Se nei mesi scorsi il confronto era innestato su una differenza generazionale ‒ come nel caso di Yoko Ono e la giovane pittrice Claire Tabouret ‒ o clamorosamente epocale ‒ la bella giustapposizione tra Camille Claudel ed Elizabeth Peyton ‒ o decisamente tecnica ‒ installazione e scultura accostate alle pittura contemporanea ‒, la doppia personale di Katharina Grosse (Friburgo, 1961; vive a Berlino)e Tatiana Trouvé  (Cosenza, 1968; vive a Parigi) rappresenta un caso differente: si tratta di due artiste quasi coetanee e che prediligono ‒ rielaborandolo con esiti divergenti, ma complementari ‒l’intervento oggettuale.

Tatiana Trouvé, Les indéfinis, 2017. Photo Alessandro Vasari. Villa Medici, Roma 2018

Tatiana Trouvé, Les indéfinis, 2017. Photo Alessandro Vasari. Villa Medici, Roma 2018

RADICALI E IRREGOLARI

Le irregolarità che danno il titolo alla mostra sono, secondo Chiara Parisi, ascrivibili a quella capacità di rovesciamento della realtà che accomuna l’artista italiana a quella tedesca: “Emerge una radicalità condivisa”, scrive la curatrice, “così nascono opere che, sebbene partano da elementi concreti, ci fanno perdere la familiarità che abbiamo con determinati oggetti”. Questa trasfigurazione avviene, poeticamente, attraverso il colore nel caso di Katharina Grosse, che tratta qualunque superficie come un supporto per liberare una pittura corposa e squillante, e in chiave sottilmente straniante negli assemblaggi di Tatiana Trouvé: annotazioni sculturali, le definisce l’artista, quasi esili stratificazioni che descrivono migrazioni e mappe (è il caso delle opere Somewhere in the Solar System o The Great Atlas of Disorientation) o si ergono come tracce di un percorso.
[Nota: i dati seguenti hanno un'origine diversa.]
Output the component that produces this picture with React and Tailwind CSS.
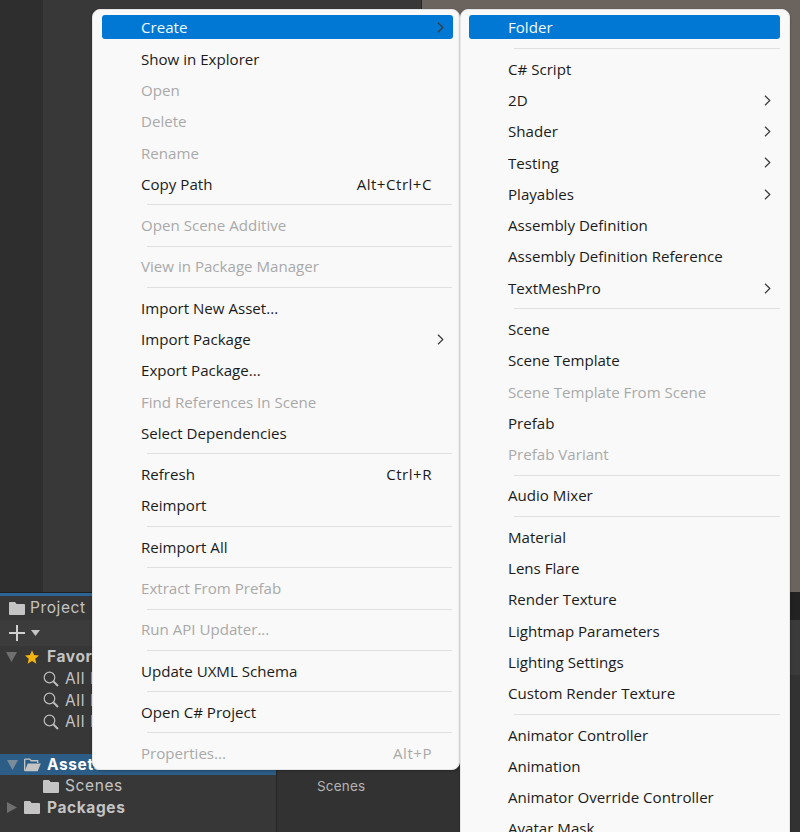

Katharina Grosse, Ingres Wood, 2018. Photo Alessandro Vasari. Villa Medici, Roma 2018

Katharina Grosse, Ingres Wood, 2018. Photo Alessandro Vasari. Villa Medici, Roma 2018

L’ALBERO DI INGRES

Se gli interventi di Grosse abbracciano gli spazi di Villa Medici in modo spettacolare, quelli proposti da Trouvé paiono intersecare le sale storiche in maniera più minimale e misteriosa, modulando un interessante contrasto. Nella cordonata medicea, l’artista tedesca ha allestito un riuscito intervento ambientale: i tronchi recisi del pino che era stato piantato da Ingres ai tempi del suo soggiorno come direttore dell’Accademia occupano lo spazio come un’enorme scultura, il pavimento, coperto da un panneggio, ne bilancia i volumi, i colori accesi evocano le tinte brillanti e piene della pittura manierista. Poco più avanti, nelle ultime sale, il dedalo di schermi di vetro e di duchampiane aste metalliche di Trouvé ‒ elementi indefiniti, opere “soglia” nella stessa definizione dell’artista ‒ appare opposto e complementare.